Reproduce all the material exactly, minus any pictures it holds.
* start *
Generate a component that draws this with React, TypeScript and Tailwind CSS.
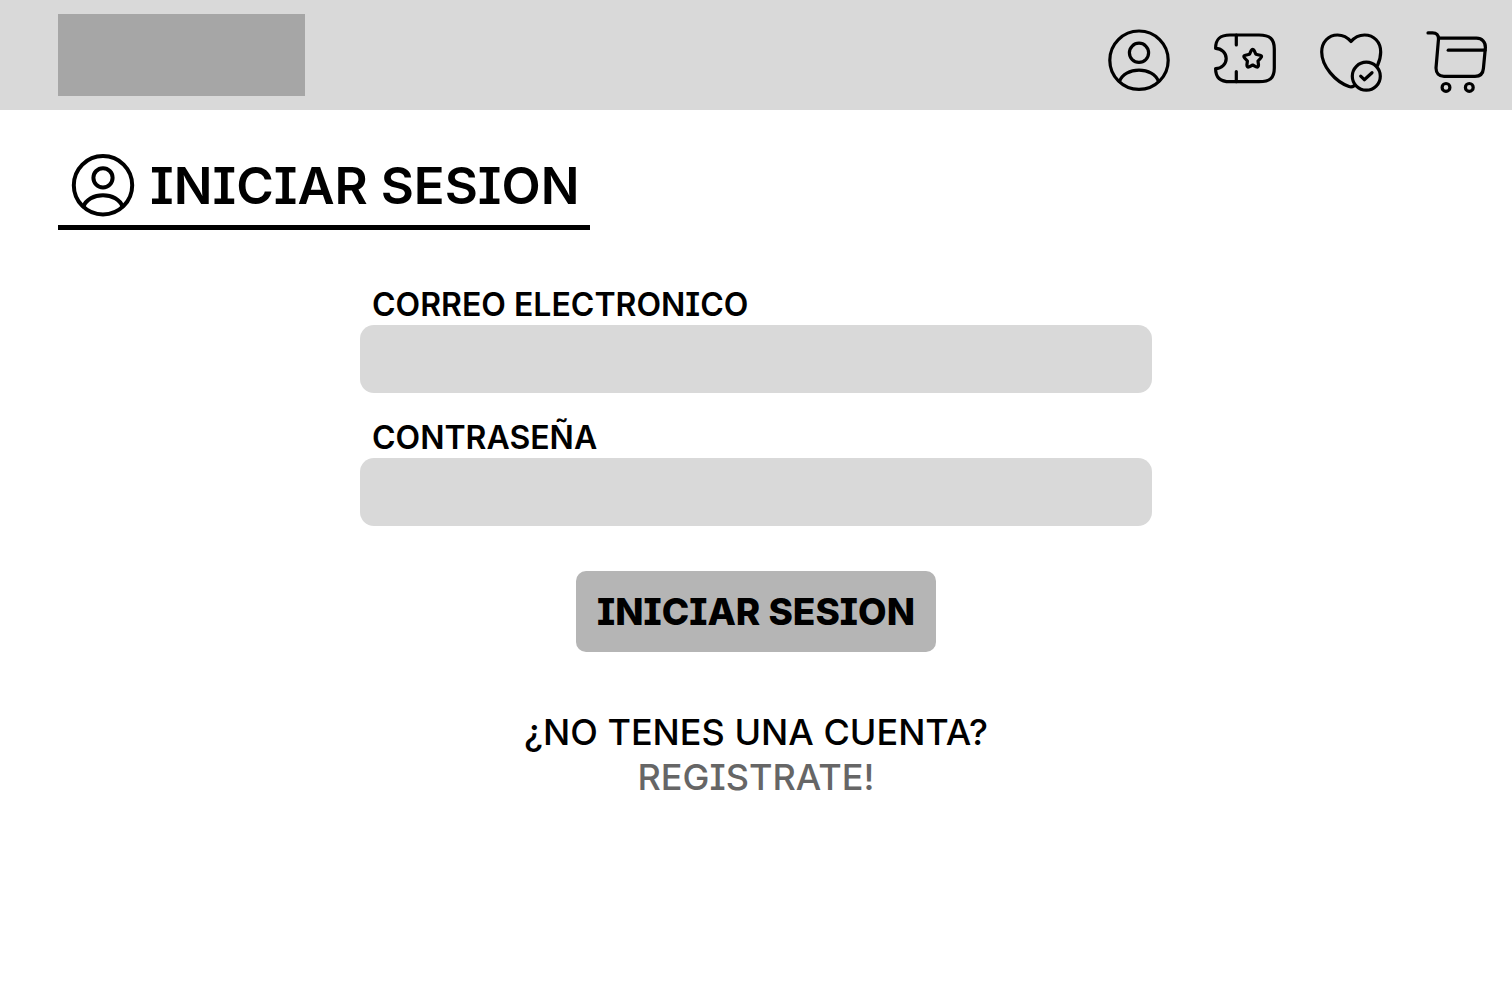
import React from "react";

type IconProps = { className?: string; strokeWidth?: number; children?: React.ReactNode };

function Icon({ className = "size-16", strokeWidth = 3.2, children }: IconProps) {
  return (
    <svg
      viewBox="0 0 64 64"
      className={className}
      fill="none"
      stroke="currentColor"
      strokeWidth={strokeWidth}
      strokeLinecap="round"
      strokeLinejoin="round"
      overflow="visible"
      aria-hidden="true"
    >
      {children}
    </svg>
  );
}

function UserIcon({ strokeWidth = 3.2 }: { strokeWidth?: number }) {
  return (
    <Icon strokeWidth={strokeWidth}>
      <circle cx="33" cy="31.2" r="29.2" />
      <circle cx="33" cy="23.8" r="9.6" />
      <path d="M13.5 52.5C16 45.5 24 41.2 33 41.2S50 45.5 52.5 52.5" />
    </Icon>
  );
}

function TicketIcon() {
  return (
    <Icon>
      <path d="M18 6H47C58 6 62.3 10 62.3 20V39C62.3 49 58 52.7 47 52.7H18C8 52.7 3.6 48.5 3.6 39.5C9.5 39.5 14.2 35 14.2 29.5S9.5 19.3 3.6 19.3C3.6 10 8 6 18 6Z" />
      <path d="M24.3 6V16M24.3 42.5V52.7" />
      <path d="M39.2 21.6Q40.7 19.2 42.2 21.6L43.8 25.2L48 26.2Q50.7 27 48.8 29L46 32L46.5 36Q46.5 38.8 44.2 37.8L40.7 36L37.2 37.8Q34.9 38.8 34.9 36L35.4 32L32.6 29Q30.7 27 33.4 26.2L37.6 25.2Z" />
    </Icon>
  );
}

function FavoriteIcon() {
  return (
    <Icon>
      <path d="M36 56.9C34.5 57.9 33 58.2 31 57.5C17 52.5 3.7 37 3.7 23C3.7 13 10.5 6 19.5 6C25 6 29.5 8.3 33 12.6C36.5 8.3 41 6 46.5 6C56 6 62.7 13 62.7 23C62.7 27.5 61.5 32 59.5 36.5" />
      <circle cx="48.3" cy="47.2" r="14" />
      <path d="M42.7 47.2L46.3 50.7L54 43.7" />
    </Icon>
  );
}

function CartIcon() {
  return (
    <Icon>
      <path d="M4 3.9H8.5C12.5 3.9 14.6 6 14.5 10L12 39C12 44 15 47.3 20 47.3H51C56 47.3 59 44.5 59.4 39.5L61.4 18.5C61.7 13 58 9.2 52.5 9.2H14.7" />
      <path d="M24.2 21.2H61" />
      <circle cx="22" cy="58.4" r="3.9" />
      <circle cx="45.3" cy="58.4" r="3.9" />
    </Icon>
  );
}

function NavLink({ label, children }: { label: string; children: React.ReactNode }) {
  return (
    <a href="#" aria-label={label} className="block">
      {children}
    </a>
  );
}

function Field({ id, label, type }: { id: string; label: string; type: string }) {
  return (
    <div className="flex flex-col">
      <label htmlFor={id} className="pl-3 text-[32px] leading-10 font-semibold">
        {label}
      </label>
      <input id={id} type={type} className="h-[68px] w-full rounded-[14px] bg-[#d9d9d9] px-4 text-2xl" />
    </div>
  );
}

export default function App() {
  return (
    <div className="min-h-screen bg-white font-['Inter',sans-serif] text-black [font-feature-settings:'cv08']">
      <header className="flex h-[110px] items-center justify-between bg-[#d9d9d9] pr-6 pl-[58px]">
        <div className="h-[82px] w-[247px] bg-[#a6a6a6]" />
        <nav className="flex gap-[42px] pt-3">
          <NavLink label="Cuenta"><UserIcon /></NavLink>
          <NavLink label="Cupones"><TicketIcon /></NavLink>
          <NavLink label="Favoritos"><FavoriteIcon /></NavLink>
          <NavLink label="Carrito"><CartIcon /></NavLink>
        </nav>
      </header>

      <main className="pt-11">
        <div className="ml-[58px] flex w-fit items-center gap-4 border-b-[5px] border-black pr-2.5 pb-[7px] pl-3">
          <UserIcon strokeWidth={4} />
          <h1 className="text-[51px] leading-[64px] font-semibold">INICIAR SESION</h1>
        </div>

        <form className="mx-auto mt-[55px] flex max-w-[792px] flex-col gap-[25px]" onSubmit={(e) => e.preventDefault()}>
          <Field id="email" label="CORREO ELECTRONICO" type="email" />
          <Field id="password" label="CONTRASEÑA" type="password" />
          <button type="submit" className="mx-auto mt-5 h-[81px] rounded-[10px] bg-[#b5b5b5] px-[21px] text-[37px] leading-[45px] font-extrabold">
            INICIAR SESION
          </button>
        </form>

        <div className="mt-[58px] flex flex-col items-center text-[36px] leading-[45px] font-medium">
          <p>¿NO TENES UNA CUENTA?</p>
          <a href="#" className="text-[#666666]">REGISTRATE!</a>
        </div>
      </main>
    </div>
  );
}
* end *
- [Response to this exercise]:
Generate a component that draws this with React, TypeScript and Tailwind CSS.
import React from "react";

type IconProps = { className?: string; strokeWidth?: number; children?: React.ReactNode };

function Icon({ className = "size-16", strokeWidth = 3.2, children }: IconProps) {
  return (
    <svg
      viewBox="0 0 64 64"
      className={className}
      fill="none"
      stroke="currentColor"
      strokeWidth={strokeWidth}
      strokeLinecap="round"
      strokeLinejoin="round"
      overflow="visible"
      aria-hidden="true"
    >
      {children}
    </svg>
  );
}

function UserIcon({ strokeWidth = 3.2 }: { strokeWidth?: number }) {
  return (
    <Icon strokeWidth={strokeWidth}>
      <circle cx="33" cy="31.2" r="29.2" />
      <circle cx="33" cy="23.8" r="9.6" />
      <path d="M13.5 52.5C16 45.5 24 41.2 33 41.2S50 45.5 52.5 52.5" />
    </Icon>
  );
}

function TicketIcon() {
  return (
    <Icon>
      <path d="M18 6H47C58 6 62.3 10 62.3 20V39C62.3 49 58 52.7 47 52.7H18C8 52.7 3.6 48.5 3.6 39.5C9.5 39.5 14.2 35 14.2 29.5S9.5 19.3 3.6 19.3C3.6 10 8 6 18 6Z" />
      <path d="M24.3 6V16M24.3 42.5V52.7" />
      <path d="M39.2 21.6Q40.7 19.2 42.2 21.6L43.8 25.2L48 26.2Q50.7 27 48.8 29L46 32L46.5 36Q46.5 38.8 44.2 37.8L40.7 36L37.2 37.8Q34.9 38.8 34.9 36L35.4 32L32.6 29Q30.7 27 33.4 26.2L37.6 25.2Z" />
    </Icon>
  );
}

function FavoriteIcon() {
  return (
    <Icon>
      <path d="M36 56.9C34.5 57.9 33 58.2 31 57.5C17 52.5 3.7 37 3.7 23C3.7 13 10.5 6 19.5 6C25 6 29.5 8.3 33 12.6C36.5 8.3 41 6 46.5 6C56 6 62.7 13 62.7 23C62.7 27.5 61.5 32 59.5 36.5" />
      <circle cx="48.3" cy="47.2" r="14" />
      <path d="M42.7 47.2L46.3 50.7L54 43.7" />
    </Icon>
  );
}

function CartIcon() {
  return (
    <Icon>
      <path d="M4 3.9H8.5C12.5 3.9 14.6 6 14.5 10L12 39C12 44 15 47.3 20 47.3H51C56 47.3 59 44.5 59.4 39.5L61.4 18.5C61.7 13 58 9.2 52.5 9.2H14.7" />
      <path d="M24.2 21.2H61" />
      <circle cx="22" cy="58.4" r="3.9" />
      <circle cx="45.3" cy="58.4" r="3.9" />
    </Icon>
  );
}

function NavLink({ label, children }: { label: string; children: React.ReactNode }) {
  return (
    <a href="#" aria-label={label} className="block">
      {children}
    </a>
  );
}

function Field({ id, label, type }: { id: string; label: string; type: string }) {
  return (
    <div className="flex flex-col">
      <label htmlFor={id} className="pl-3 text-[32px] leading-10 font-semibold">
        {label}
      </label>
      <input id={id} type={type} className="h-[68px] w-full rounded-[14px] bg-[#d9d9d9] px-4 text-2xl" />
    </div>
  );
}

export default function App() {
  return (
    <div className="min-h-screen bg-white font-['Inter',sans-serif] text-black [font-feature-settings:'cv08']">
      <header className="flex h-[110px] items-center justify-between bg-[#d9d9d9] pr-6 pl-[58px]">
        <div className="h-[82px] w-[247px] bg-[#a6a6a6]" />
        <nav className="flex gap-[42px] pt-3">
          <NavLink label="Cuenta"><UserIcon /></NavLink>
          <NavLink label="Cupones"><TicketIcon /></NavLink>
          <NavLink label="Favoritos"><FavoriteIcon /></NavLink>
          <NavLink label="Carrito"><CartIcon /></NavLink>
        </nav>
      </header>

      <main className="pt-11">
        <div className="ml-[58px] flex w-fit items-center gap-4 border-b-[5px] border-black pr-2.5 pb-[7px] pl-3">
          <UserIcon strokeWidth={4} />
          <h1 className="text-[51px] leading-[64px] font-semibold">INICIAR SESION</h1>
        </div>

        <form className="mx-auto mt-[55px] flex max-w-[792px] flex-col gap-[25px]" onSubmit={(e) => e.preventDefault()}>
          <Field id="email" label="CORREO ELECTRONICO" type="email" />
          <Field id="password" label="CONTRASEÑA" type="password" />
          <button type="submit" className="mx-auto mt-5 h-[81px] rounded-[10px] bg-[#b5b5b5] px-[21px] text-[37px] leading-[45px] font-extrabold">
            INICIAR SESION
          </button>
        </form>

        <div className="mt-[58px] flex flex-col items-center text-[36px] leading-[45px] font-medium">
          <p>¿NO TENES UNA CUENTA?</p>
          <a href="#" className="text-[#666666]">REGISTRATE!</a>
        </div>
      </main>
    </div>
  );
}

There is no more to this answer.